_REQUIRED TASK_
Filter the entries below, keeping every line that has the word "this".

☆ ☆ ☆ ☆ ☆ ☆ ☆

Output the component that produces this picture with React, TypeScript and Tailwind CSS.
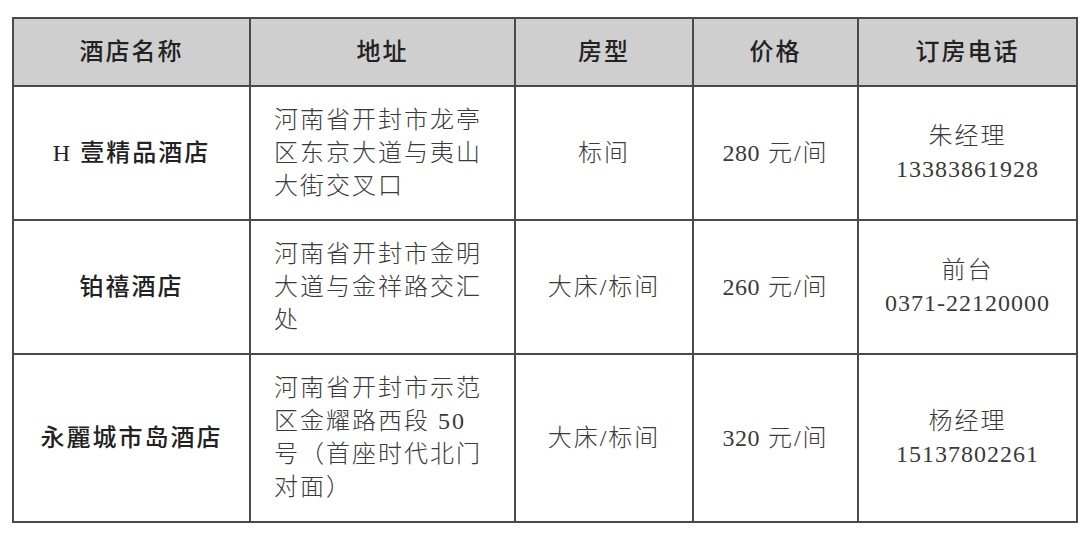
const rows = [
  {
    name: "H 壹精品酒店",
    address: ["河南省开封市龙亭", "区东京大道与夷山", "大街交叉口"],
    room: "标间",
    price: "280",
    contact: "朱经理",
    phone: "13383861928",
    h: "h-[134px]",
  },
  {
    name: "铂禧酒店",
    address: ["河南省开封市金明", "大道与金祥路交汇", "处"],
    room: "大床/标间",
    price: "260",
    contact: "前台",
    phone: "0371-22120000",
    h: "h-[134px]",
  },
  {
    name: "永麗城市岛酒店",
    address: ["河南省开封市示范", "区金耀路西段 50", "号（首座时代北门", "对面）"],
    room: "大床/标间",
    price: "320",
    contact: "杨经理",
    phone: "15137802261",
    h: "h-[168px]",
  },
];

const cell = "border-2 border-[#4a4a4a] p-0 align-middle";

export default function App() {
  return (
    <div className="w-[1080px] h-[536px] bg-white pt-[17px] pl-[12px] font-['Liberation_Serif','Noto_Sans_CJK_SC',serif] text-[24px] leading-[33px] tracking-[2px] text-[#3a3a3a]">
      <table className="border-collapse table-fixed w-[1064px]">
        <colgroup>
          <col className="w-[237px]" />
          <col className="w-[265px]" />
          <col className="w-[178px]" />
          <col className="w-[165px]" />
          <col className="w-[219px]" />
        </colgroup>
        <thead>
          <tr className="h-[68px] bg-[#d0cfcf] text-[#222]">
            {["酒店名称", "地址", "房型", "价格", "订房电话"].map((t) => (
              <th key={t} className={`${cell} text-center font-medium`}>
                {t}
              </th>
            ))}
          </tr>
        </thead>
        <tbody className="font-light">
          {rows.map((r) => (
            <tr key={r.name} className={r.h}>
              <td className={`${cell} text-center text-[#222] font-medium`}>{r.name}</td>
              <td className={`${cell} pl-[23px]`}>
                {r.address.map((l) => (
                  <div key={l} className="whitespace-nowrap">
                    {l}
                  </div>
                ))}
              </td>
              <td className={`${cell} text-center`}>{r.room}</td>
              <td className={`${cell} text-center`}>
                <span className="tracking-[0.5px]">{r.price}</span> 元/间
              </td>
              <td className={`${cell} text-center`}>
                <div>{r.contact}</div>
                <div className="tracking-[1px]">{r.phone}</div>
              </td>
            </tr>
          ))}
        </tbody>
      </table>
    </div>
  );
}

☆ ☆ ☆ ☆ ☆ ☆ ☆

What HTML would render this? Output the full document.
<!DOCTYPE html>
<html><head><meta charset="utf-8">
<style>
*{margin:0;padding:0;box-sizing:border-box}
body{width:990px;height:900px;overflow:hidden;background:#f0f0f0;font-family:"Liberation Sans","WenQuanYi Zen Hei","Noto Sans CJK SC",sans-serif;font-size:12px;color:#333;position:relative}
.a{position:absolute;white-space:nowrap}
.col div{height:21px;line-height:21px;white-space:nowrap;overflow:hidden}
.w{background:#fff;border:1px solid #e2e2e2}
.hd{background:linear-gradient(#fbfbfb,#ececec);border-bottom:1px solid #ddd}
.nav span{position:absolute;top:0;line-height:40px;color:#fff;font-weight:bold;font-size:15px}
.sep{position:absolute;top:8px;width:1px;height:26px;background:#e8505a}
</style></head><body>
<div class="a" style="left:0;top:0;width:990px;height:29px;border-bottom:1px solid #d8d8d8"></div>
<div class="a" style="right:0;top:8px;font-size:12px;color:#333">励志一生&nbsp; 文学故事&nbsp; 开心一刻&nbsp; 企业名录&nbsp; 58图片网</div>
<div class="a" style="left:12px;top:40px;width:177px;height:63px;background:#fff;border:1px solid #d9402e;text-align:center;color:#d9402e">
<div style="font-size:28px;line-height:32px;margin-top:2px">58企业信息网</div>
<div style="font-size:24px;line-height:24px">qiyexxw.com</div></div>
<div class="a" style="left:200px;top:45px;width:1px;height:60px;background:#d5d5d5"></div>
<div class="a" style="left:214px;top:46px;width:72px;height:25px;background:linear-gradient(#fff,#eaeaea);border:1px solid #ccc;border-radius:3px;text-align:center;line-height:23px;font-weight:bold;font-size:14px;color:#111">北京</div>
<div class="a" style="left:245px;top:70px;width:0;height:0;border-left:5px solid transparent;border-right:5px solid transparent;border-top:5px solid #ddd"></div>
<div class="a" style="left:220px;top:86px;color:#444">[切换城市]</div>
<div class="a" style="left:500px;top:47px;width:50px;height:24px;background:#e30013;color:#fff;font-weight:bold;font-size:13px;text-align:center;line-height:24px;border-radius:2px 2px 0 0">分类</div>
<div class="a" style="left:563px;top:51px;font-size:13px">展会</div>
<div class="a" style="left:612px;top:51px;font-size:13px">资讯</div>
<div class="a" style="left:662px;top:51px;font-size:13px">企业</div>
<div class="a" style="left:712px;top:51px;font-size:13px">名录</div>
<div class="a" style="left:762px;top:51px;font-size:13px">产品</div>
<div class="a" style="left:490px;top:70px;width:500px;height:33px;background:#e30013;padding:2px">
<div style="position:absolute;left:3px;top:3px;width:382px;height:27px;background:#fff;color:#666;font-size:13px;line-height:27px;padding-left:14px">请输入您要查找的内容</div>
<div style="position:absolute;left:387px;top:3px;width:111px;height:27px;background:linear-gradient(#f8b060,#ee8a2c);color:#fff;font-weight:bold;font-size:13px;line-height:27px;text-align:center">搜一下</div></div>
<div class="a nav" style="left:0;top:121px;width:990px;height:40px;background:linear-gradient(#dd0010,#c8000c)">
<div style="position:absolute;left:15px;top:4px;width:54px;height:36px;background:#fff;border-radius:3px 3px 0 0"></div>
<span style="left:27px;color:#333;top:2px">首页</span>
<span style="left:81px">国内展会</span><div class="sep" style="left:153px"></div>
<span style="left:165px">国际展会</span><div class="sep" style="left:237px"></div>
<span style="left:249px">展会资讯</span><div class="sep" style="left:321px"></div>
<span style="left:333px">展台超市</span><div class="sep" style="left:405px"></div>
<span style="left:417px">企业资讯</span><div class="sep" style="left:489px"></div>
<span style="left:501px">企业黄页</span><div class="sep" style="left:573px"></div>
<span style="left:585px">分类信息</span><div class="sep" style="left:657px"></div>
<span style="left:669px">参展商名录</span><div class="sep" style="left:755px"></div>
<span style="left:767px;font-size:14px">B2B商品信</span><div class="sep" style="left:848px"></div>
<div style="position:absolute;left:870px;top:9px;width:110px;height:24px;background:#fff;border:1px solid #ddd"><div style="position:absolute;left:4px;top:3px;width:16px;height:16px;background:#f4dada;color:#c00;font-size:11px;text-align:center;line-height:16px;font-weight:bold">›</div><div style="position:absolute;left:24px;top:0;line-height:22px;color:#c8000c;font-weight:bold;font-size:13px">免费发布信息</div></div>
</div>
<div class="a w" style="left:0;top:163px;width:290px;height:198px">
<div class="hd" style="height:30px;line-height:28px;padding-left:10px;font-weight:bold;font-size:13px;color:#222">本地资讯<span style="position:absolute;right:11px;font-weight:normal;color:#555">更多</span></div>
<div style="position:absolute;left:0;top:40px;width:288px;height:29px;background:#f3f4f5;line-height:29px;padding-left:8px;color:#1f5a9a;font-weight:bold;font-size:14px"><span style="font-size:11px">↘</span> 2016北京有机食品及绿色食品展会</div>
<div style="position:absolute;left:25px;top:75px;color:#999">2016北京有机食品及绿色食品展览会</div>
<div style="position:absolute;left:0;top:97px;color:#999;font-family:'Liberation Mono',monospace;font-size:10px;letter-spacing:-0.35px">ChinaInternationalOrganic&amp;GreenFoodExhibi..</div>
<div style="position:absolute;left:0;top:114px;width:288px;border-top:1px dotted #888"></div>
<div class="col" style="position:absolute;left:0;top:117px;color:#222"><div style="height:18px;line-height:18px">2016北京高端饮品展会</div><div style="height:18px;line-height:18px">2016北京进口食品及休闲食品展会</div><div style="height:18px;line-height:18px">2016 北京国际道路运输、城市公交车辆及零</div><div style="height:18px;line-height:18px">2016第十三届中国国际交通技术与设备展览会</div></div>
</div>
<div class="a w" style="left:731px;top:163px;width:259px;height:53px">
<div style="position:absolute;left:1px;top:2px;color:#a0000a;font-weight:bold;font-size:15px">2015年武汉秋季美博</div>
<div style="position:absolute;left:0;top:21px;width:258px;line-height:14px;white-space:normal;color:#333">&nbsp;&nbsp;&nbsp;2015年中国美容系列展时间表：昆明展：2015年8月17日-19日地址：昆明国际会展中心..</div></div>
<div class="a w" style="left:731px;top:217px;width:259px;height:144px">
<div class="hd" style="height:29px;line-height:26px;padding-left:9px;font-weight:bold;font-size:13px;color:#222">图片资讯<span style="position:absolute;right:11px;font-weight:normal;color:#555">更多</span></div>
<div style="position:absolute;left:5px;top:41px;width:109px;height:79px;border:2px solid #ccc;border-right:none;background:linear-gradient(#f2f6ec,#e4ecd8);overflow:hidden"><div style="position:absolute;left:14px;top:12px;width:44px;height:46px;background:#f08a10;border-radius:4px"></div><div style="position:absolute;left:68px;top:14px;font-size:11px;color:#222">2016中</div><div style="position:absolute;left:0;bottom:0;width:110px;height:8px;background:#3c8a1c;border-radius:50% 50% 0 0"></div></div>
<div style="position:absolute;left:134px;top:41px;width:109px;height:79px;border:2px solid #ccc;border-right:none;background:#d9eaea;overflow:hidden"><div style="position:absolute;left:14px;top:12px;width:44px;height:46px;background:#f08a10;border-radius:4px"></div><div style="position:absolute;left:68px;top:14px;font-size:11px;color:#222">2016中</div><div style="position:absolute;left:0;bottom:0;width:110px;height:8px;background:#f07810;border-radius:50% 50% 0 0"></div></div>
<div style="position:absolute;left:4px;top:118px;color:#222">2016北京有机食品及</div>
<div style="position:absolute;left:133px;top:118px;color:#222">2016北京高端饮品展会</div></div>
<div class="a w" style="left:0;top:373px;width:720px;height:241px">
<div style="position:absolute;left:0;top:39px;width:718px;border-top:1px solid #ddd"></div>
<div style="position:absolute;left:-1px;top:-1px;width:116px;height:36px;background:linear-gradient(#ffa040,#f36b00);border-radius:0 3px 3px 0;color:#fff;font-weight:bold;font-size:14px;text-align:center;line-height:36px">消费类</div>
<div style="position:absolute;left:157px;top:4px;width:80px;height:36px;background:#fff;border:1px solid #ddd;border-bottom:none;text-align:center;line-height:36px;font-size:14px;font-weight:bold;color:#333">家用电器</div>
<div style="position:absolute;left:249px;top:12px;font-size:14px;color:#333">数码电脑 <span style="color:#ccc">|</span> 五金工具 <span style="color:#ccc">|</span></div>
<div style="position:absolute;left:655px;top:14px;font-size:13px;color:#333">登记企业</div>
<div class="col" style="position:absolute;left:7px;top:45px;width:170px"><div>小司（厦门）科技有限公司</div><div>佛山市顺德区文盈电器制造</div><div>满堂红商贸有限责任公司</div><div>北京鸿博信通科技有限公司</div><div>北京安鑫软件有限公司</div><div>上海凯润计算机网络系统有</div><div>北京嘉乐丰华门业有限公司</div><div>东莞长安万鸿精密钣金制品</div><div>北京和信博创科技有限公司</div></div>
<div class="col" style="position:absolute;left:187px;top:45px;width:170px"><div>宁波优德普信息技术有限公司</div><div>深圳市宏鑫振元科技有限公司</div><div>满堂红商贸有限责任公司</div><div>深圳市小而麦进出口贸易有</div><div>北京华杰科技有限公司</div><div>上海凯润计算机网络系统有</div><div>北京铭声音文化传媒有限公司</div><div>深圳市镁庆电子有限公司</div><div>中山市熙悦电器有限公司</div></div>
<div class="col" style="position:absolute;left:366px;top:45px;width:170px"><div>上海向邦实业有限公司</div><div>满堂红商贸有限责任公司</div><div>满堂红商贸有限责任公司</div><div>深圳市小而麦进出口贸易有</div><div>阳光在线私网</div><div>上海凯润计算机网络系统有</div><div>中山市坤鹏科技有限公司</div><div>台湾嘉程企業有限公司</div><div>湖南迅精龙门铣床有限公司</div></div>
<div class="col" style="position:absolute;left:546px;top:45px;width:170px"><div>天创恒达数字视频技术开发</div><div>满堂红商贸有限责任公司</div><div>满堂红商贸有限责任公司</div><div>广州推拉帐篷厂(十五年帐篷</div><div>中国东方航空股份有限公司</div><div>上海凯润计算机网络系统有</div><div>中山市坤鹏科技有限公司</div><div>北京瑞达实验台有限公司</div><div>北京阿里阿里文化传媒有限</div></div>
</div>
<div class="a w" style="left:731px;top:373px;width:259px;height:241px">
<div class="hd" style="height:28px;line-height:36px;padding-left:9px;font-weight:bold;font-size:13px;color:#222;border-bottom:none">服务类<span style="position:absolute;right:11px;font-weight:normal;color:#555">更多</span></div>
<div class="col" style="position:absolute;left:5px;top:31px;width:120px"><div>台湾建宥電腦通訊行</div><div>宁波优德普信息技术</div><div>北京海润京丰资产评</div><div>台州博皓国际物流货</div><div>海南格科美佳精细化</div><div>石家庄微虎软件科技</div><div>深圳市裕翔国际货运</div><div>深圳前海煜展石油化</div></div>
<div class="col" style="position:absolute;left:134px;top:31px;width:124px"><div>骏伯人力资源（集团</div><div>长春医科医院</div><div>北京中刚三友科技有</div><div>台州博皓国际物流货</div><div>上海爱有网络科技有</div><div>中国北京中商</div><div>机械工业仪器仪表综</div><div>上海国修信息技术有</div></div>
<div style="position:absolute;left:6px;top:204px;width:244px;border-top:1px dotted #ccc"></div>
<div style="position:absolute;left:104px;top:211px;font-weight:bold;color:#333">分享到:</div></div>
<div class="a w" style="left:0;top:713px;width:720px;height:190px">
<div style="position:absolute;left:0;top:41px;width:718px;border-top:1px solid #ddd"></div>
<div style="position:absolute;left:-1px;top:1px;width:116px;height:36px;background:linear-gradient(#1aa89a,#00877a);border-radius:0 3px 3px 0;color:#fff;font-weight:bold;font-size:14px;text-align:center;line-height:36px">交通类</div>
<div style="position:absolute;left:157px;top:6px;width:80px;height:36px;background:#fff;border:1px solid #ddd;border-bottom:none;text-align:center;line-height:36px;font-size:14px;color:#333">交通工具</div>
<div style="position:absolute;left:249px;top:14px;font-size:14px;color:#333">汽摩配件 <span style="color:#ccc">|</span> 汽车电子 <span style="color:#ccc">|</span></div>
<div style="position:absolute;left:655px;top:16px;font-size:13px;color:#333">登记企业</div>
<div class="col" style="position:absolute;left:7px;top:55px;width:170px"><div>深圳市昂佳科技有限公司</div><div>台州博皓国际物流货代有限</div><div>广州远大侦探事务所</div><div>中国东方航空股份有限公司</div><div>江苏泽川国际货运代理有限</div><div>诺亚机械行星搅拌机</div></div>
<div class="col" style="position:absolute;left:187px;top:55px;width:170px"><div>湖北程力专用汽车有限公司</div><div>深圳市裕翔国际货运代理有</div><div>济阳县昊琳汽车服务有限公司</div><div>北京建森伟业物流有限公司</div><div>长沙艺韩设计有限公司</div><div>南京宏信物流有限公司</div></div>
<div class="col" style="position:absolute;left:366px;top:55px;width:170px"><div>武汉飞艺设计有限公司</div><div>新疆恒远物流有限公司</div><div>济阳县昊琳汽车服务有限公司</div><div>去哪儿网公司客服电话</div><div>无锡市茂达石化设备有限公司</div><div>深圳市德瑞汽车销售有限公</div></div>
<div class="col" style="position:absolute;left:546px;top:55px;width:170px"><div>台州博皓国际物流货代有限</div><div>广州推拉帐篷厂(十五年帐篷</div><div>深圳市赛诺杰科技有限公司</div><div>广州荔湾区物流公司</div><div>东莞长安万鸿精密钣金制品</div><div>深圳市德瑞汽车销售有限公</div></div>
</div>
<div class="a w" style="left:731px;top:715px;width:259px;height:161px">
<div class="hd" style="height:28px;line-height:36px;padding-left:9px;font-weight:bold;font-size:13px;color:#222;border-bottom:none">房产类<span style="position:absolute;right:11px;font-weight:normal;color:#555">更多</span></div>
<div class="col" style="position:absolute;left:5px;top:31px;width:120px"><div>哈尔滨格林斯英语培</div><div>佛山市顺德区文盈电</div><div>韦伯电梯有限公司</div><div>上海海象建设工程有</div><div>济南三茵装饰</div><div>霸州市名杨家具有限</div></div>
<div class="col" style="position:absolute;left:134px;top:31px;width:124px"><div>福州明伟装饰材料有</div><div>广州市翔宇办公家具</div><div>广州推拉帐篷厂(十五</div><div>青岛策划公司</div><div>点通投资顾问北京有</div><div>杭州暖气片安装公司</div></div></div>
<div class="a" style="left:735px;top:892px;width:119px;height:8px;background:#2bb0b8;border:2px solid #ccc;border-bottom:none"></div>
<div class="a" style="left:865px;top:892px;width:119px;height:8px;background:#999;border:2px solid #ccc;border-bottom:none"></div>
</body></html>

☆ ☆ ☆ ☆ ☆ ☆ ☆

_SOLVED PROBLEM_
Output the component that produces this picture with React, TypeScript and Tailwind CSS.
What HTML would render this? Output the full document.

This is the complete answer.